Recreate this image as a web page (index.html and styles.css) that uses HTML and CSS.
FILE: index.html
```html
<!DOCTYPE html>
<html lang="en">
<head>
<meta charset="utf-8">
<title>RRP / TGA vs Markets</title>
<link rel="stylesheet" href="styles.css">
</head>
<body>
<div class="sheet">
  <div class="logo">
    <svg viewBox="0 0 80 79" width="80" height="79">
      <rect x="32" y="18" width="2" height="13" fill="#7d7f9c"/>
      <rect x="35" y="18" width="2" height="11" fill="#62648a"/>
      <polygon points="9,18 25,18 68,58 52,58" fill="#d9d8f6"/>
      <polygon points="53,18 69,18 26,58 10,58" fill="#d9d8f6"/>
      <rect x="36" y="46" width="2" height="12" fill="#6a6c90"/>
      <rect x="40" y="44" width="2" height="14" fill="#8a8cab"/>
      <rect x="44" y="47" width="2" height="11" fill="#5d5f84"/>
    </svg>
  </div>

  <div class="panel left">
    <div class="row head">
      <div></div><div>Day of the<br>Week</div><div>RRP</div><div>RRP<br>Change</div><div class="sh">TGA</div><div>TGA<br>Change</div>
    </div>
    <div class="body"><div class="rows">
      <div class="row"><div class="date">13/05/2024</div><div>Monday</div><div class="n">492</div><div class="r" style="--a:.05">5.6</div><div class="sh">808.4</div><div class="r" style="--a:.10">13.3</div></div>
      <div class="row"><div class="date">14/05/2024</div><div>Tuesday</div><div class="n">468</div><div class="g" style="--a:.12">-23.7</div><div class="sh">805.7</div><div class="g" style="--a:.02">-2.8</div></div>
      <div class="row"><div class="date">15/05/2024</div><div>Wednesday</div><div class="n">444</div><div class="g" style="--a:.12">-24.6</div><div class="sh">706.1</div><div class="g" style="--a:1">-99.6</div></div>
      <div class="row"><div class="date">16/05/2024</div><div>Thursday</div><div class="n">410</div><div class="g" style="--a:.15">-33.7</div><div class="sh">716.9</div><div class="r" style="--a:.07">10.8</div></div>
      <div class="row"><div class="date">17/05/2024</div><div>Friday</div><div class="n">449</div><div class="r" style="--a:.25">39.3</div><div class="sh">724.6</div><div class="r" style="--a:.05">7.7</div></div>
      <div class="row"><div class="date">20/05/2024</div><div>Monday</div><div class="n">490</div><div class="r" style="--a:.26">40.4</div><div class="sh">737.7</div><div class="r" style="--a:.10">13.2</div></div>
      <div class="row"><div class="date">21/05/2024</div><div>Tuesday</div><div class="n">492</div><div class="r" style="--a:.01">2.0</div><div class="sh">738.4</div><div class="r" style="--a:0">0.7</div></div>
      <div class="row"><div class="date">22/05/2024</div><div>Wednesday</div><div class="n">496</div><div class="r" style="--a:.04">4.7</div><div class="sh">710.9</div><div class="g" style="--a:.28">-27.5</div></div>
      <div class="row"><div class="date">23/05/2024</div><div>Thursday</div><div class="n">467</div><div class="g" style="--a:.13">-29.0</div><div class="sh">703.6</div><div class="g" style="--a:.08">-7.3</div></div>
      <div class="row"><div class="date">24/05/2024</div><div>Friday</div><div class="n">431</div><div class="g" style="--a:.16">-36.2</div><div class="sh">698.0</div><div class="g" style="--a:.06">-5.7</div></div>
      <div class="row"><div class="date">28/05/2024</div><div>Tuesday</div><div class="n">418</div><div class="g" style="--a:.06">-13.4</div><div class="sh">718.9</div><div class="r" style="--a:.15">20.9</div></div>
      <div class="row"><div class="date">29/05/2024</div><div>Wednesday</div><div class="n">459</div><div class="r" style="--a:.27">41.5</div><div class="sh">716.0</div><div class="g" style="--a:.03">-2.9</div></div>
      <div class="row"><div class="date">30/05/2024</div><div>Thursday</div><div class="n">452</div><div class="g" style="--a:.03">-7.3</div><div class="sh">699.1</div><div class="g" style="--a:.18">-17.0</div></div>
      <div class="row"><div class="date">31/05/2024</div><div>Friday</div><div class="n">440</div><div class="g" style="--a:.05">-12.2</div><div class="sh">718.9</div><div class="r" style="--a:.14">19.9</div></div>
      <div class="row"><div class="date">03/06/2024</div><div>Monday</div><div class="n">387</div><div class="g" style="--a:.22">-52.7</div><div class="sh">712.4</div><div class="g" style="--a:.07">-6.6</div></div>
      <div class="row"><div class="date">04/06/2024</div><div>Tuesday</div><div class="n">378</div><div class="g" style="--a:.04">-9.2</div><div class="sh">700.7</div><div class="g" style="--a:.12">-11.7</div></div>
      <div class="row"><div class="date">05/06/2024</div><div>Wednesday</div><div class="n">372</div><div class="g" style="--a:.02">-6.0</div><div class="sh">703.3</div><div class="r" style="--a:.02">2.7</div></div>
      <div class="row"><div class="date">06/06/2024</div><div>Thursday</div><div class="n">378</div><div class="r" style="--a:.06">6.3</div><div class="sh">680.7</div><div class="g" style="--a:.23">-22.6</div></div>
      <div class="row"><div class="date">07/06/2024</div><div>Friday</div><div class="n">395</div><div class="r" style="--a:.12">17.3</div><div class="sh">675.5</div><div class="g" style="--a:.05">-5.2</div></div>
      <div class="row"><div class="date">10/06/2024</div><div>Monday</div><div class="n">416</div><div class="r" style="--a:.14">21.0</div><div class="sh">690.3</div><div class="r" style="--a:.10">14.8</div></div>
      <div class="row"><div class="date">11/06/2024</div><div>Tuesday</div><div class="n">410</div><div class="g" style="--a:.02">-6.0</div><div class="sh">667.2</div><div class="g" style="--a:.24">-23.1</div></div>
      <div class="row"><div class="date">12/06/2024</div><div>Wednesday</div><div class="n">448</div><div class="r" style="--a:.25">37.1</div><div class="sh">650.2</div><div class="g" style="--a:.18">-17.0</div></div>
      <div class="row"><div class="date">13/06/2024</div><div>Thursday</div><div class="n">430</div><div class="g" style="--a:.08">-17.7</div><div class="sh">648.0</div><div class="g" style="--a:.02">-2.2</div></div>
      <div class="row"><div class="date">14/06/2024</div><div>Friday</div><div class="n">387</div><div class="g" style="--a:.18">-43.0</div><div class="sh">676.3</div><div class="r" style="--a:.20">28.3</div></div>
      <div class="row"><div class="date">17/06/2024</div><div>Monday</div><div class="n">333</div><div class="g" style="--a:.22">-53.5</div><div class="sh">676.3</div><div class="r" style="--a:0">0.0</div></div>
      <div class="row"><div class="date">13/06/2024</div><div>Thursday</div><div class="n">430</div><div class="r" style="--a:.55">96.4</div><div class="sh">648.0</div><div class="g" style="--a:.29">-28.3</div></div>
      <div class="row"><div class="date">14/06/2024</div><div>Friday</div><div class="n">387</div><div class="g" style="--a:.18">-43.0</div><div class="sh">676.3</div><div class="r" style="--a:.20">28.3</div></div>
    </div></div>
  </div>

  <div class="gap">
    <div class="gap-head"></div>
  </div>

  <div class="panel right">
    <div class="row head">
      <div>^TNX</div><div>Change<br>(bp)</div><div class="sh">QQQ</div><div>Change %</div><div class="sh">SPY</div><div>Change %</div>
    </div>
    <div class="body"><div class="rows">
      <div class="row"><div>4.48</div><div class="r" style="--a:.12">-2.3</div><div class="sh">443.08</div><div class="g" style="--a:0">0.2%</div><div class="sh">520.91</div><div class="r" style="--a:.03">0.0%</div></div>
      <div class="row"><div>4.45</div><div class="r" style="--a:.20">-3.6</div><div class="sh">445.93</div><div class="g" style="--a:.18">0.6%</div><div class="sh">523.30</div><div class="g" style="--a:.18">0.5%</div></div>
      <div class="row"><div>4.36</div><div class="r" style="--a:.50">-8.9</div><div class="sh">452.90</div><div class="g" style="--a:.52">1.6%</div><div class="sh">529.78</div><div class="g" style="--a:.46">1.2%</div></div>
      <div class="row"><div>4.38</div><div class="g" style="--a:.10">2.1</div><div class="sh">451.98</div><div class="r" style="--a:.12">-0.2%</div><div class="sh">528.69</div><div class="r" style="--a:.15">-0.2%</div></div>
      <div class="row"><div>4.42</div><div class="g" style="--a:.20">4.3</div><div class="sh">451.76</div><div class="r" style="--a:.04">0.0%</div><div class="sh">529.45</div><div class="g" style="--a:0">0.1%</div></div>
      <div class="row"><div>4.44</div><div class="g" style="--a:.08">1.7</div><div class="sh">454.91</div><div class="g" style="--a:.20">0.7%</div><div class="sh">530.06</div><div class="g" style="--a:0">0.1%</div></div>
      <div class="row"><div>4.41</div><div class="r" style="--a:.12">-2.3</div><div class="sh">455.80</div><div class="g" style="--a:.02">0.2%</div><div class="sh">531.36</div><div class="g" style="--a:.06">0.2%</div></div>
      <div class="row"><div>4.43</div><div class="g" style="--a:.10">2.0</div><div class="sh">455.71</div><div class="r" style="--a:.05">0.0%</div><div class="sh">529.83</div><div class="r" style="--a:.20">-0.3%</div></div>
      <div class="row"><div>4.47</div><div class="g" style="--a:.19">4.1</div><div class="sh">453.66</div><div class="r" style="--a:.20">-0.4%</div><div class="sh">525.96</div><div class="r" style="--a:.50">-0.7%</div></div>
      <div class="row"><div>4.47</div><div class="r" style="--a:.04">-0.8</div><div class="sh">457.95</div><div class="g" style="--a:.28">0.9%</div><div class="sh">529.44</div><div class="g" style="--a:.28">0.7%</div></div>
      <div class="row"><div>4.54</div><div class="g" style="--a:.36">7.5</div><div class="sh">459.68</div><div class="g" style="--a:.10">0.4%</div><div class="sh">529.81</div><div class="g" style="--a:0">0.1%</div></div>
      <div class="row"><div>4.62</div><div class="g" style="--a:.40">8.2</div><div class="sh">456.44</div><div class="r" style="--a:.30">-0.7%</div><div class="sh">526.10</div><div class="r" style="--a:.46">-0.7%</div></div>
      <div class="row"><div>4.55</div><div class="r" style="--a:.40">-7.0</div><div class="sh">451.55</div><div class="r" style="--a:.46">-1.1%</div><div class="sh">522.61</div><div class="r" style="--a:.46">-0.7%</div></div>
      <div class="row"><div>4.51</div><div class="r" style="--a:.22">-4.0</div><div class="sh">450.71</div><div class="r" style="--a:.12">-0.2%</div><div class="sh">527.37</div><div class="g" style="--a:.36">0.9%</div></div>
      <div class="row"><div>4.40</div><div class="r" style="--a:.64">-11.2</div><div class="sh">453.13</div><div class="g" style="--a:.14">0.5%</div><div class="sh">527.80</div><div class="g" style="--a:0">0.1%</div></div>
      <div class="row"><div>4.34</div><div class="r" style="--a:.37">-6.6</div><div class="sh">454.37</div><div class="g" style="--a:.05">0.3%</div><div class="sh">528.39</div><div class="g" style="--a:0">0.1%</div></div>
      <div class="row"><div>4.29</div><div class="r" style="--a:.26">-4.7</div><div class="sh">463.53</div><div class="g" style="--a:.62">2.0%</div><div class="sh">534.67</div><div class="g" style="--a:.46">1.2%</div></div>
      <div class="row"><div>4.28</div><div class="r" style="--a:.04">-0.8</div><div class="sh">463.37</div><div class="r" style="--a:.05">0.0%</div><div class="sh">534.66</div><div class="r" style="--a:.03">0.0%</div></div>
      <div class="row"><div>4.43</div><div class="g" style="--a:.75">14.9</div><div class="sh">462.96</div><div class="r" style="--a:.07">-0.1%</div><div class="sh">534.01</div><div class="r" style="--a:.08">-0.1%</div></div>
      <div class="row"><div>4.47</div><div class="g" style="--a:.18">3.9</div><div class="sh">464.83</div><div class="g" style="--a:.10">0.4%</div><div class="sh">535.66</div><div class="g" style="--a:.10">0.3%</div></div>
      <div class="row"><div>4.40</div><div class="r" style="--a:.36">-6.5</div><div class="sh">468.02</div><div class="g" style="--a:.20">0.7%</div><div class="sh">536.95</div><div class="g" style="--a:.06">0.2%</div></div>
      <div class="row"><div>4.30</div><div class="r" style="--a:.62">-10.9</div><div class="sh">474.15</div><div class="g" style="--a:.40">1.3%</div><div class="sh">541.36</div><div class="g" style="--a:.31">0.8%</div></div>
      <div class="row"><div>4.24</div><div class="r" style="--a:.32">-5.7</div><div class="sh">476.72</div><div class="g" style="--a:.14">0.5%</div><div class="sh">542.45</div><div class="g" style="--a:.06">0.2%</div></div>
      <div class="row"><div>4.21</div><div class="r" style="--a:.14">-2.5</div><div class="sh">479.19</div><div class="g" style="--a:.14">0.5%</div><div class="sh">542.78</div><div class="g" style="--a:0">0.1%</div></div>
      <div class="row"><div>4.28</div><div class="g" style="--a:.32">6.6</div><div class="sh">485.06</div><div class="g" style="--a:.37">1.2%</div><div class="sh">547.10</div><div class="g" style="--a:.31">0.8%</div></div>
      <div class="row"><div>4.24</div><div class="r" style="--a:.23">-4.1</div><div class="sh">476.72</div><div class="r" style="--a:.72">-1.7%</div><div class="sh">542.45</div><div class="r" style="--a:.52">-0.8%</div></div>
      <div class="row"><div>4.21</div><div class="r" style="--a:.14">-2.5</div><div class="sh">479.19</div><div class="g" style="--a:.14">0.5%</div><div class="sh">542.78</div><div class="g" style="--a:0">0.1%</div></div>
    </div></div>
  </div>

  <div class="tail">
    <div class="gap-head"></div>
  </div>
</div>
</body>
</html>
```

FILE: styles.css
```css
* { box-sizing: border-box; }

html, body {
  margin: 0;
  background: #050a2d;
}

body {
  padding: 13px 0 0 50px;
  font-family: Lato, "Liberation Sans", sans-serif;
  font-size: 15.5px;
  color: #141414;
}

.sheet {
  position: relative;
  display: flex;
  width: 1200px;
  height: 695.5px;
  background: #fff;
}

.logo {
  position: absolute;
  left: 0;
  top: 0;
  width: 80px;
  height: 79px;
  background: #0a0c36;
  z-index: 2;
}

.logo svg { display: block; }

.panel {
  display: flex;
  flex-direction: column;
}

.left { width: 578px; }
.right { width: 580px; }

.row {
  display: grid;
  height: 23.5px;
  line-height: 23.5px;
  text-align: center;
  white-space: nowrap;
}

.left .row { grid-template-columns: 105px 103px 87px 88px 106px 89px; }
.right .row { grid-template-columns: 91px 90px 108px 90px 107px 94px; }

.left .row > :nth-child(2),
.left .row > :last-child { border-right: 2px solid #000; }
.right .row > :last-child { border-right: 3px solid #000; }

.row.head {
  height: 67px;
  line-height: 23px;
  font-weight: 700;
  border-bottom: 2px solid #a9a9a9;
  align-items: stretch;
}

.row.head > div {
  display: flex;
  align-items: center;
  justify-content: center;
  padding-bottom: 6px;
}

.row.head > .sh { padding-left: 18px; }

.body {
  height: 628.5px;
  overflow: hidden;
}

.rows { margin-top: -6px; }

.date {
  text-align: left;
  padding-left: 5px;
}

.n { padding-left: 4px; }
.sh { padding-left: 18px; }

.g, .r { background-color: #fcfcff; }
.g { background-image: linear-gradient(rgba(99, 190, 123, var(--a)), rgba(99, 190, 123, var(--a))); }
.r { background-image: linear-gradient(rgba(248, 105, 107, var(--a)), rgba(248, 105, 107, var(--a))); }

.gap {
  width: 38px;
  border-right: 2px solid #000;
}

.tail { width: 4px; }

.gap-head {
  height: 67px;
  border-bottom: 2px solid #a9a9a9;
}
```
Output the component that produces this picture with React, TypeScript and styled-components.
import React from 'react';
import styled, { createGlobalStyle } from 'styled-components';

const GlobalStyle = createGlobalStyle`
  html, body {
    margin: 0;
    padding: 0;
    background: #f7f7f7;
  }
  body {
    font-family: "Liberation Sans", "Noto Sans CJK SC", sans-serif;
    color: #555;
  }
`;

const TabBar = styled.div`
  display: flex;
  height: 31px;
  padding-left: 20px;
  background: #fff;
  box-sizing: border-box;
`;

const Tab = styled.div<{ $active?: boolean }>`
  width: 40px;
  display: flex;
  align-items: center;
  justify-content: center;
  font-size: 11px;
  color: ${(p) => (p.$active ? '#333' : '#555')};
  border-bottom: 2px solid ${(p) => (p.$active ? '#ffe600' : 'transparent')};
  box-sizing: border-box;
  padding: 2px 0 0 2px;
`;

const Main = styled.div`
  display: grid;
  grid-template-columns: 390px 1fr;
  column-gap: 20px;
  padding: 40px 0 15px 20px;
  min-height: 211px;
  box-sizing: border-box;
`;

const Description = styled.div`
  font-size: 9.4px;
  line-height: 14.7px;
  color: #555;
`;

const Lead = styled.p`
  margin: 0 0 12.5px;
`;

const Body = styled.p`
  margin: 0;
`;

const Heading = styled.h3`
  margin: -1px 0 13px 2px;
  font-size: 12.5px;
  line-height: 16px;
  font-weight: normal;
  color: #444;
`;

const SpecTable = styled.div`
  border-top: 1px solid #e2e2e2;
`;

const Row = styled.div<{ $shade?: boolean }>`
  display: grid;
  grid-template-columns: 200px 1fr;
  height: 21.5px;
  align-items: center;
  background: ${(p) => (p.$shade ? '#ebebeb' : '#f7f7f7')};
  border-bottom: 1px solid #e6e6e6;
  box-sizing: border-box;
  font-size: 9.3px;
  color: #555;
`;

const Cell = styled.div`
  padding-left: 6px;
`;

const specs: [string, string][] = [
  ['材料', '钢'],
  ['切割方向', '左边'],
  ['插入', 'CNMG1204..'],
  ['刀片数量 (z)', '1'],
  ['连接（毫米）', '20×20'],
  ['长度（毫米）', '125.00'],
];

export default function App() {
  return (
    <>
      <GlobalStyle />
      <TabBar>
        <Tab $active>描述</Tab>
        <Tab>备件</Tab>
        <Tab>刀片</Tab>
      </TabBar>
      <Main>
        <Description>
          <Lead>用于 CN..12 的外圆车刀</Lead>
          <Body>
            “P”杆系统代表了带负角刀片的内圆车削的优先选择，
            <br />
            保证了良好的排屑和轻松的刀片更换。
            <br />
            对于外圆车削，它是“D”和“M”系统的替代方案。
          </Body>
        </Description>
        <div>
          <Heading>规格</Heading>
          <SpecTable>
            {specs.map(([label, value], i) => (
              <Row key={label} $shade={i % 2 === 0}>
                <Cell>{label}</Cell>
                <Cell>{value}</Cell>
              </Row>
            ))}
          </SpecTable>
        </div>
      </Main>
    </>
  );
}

= = = =

PROBLEM STATEMENT => Make a list of all lines in the data that contain "components".

OUTPUT BELOW =>
Output the component that produces this picture with React, TypeScript and styled-components.
import styled, { createGlobalStyle } from 'styled-components';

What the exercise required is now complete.